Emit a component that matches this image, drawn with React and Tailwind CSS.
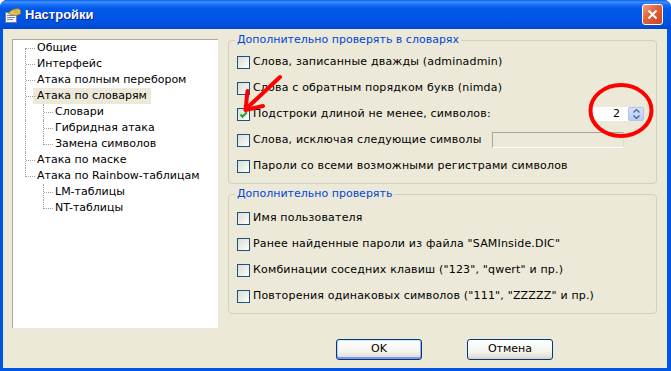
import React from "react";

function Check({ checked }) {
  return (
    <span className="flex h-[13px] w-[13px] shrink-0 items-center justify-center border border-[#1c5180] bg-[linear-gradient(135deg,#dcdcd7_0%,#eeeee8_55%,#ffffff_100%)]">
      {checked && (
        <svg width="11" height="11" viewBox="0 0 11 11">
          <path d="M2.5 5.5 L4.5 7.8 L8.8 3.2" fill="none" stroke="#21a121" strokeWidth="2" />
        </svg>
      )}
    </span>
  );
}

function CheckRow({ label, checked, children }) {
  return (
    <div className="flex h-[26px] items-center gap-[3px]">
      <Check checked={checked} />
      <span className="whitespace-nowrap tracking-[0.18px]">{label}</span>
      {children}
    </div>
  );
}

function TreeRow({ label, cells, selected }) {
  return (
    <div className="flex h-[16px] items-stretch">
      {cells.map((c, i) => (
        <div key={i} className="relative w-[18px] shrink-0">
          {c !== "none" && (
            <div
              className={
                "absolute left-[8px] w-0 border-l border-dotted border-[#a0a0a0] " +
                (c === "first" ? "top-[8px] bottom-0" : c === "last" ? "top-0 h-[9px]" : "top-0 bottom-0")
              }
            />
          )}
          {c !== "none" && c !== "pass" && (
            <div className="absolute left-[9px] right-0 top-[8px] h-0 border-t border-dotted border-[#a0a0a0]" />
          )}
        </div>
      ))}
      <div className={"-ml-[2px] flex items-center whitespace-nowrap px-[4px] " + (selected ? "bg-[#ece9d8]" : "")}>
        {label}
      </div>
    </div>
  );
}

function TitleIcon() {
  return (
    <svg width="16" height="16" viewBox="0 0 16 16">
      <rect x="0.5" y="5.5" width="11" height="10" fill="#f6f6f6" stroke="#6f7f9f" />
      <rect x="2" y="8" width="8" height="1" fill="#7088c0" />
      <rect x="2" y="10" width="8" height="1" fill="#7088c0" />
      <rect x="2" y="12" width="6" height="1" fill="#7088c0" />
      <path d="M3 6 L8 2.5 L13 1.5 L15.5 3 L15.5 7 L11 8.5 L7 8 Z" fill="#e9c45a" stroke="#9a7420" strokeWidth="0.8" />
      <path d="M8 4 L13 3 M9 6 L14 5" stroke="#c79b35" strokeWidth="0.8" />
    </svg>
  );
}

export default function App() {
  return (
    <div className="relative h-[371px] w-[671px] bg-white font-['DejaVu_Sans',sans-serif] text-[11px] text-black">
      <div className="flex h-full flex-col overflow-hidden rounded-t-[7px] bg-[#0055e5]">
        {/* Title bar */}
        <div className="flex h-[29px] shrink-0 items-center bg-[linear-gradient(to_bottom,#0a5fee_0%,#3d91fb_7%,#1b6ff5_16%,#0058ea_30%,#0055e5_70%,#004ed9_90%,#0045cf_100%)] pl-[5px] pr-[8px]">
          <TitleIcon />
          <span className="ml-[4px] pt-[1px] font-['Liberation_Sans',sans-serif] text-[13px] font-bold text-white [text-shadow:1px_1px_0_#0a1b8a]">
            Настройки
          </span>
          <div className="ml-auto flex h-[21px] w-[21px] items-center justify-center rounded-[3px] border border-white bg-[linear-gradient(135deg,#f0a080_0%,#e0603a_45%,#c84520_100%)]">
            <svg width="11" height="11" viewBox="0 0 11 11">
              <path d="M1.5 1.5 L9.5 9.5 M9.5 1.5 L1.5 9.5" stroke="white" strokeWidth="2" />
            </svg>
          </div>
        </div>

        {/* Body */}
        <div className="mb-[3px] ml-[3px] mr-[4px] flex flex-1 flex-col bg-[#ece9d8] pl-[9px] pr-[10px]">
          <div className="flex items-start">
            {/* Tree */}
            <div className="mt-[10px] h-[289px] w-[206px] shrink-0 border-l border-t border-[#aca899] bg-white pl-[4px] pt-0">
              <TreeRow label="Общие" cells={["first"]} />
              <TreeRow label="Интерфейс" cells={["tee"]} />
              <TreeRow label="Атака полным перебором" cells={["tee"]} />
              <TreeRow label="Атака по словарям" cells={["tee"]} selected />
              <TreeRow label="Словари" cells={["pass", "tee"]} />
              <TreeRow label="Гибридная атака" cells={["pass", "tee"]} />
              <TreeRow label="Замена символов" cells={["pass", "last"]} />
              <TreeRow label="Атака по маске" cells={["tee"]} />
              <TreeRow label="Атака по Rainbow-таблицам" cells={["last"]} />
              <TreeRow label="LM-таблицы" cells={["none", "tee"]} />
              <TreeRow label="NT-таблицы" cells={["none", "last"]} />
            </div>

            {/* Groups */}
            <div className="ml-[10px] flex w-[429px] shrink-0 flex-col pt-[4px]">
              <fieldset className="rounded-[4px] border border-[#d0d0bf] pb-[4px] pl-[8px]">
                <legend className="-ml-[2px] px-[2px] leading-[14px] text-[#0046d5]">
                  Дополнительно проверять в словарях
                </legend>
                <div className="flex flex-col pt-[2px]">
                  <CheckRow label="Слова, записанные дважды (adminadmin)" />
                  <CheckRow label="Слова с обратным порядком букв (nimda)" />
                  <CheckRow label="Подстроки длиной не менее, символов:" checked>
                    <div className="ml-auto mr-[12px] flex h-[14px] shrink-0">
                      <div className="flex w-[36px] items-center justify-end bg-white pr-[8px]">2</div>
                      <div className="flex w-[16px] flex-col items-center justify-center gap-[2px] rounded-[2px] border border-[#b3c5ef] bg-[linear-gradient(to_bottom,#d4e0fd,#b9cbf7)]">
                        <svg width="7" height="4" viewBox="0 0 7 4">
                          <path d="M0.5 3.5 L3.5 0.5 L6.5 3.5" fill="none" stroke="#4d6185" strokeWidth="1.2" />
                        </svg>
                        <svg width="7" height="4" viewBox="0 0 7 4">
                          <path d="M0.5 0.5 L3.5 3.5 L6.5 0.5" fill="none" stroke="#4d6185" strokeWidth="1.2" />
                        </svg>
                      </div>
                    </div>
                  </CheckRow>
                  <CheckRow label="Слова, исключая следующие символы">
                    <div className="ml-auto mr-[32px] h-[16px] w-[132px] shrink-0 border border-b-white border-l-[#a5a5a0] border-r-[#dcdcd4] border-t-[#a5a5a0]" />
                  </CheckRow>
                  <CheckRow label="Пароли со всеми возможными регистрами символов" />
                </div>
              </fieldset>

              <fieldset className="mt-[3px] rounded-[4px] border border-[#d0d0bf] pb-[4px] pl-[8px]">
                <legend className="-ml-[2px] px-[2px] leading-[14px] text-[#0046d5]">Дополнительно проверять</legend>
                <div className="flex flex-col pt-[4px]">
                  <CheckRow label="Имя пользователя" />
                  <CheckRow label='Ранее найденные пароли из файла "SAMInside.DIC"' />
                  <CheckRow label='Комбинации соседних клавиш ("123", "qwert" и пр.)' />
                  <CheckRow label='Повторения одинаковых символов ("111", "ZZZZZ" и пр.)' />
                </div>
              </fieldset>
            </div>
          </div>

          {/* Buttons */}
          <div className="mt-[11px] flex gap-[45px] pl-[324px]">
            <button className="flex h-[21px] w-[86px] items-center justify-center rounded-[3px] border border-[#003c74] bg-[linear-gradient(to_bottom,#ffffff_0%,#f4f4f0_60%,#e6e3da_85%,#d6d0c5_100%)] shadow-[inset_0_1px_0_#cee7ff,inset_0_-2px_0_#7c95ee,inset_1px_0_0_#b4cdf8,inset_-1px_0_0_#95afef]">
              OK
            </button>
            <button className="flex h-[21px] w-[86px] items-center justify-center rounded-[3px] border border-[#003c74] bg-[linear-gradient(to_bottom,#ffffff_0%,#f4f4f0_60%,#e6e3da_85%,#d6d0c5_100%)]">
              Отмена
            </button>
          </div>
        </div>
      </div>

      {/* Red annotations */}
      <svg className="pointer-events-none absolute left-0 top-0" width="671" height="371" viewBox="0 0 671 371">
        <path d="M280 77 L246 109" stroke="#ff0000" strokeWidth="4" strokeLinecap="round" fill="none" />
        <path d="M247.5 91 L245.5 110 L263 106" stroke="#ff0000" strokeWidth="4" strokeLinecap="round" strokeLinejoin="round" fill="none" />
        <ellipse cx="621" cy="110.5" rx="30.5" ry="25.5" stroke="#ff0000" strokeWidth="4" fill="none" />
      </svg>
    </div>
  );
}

____________________

**Written problem:**
Please take the lines from the beginning of the data above through the line holding "import React from" and transcribe them exactly, without any pictures.

**Task output:**
Emit a component that matches this image, drawn with React and Tailwind CSS.
import React from "react";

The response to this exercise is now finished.